Czechs put back planned euro adoption date to 2010

Photo: European Commission

The Czech Finance Ministry announced on Tuesday that the country wants to adopt the euro by 2010, around a year later than previously planned. The news came as little surprise - some officials have been admitting for some time that 2010 is the earliest date feasible, and even that, say analysts, is optimistic.

Photo: European Commission
If all goes to plan Czechs will trade in their crowns for euros in 2010, and not 2009, the date previously bandied about by optimistic cabinet ministers. The Finance Ministry announced the delay was in line with an updated strategy preparing conditions for the country's accession to the eurozone - analysts say that's doublespeak for sluggish public finance reforms.

But the Czechs are not alone. Fellow new EU members Poland and Hungary, also struggling to slash public spending, have a date with 2010 as well. Slovakia however, says it will join a year earlier, in 2009, a rather ironic fact given that for decades Czechs always looked down on their former federal partners as being economically rather backwards.
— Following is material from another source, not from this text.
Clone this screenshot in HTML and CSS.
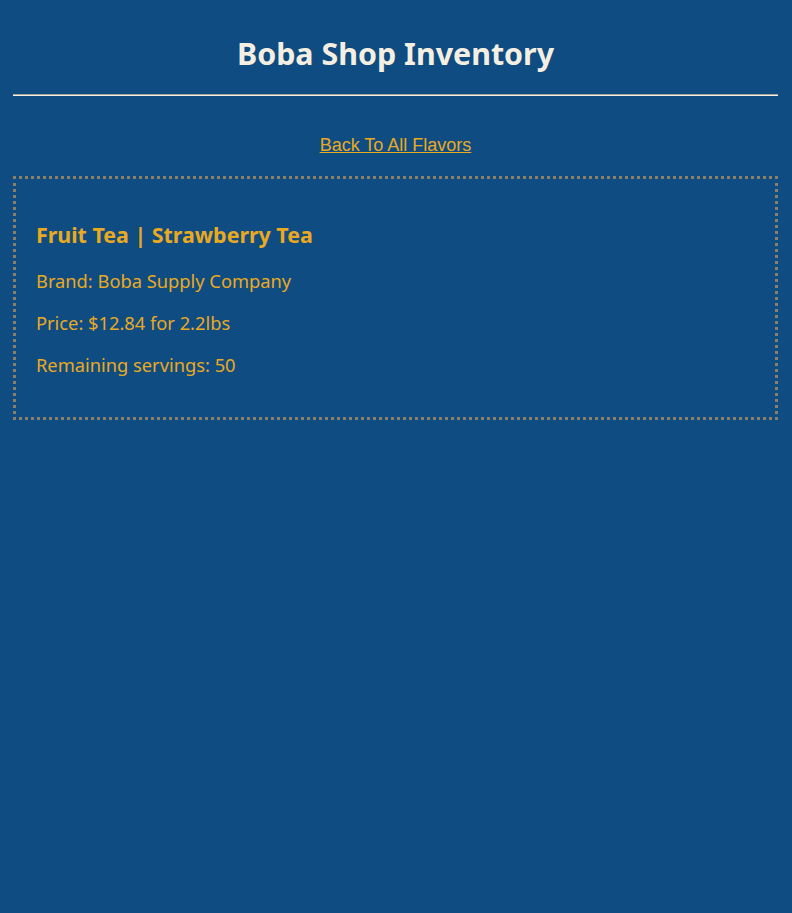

David Marek, chief economist at Patria Finance.

"It doesn't matter if it's 2009 or 2010. The message of different years is the will of governments to prepare the country for successful euro adoption. The Slovak government is performing very well and has very good economic policy. On the other hand the Czech government is still facing a lot of problems. So the message is the Slovaks are better prepared."

David Marek says 2010 is a realistic if slightly optimistic date - the Czechs, he says, still have to get their fiscal house in order before they'll be able to hear euros jingling in their pockets. But moving away from pure economics, what about the Czechs' emotional attachment to their currency? Will they be joyfully burning Czech crowns on bonfires and gathering up armfuls of euros?

"I wouldn't say they'll be happy but they won't be so sad or strongly against adoption of the euro as for example people in France or Germany were. It's something that could be a sign of economic prosperity more than something that should be a sign of some instability in future."

And the Czech government hopes to meet the Maastrict criteria of cutting its public finance deficit to below three percent of GDP in 2008. If they can keep that up for two years, euroland here they come.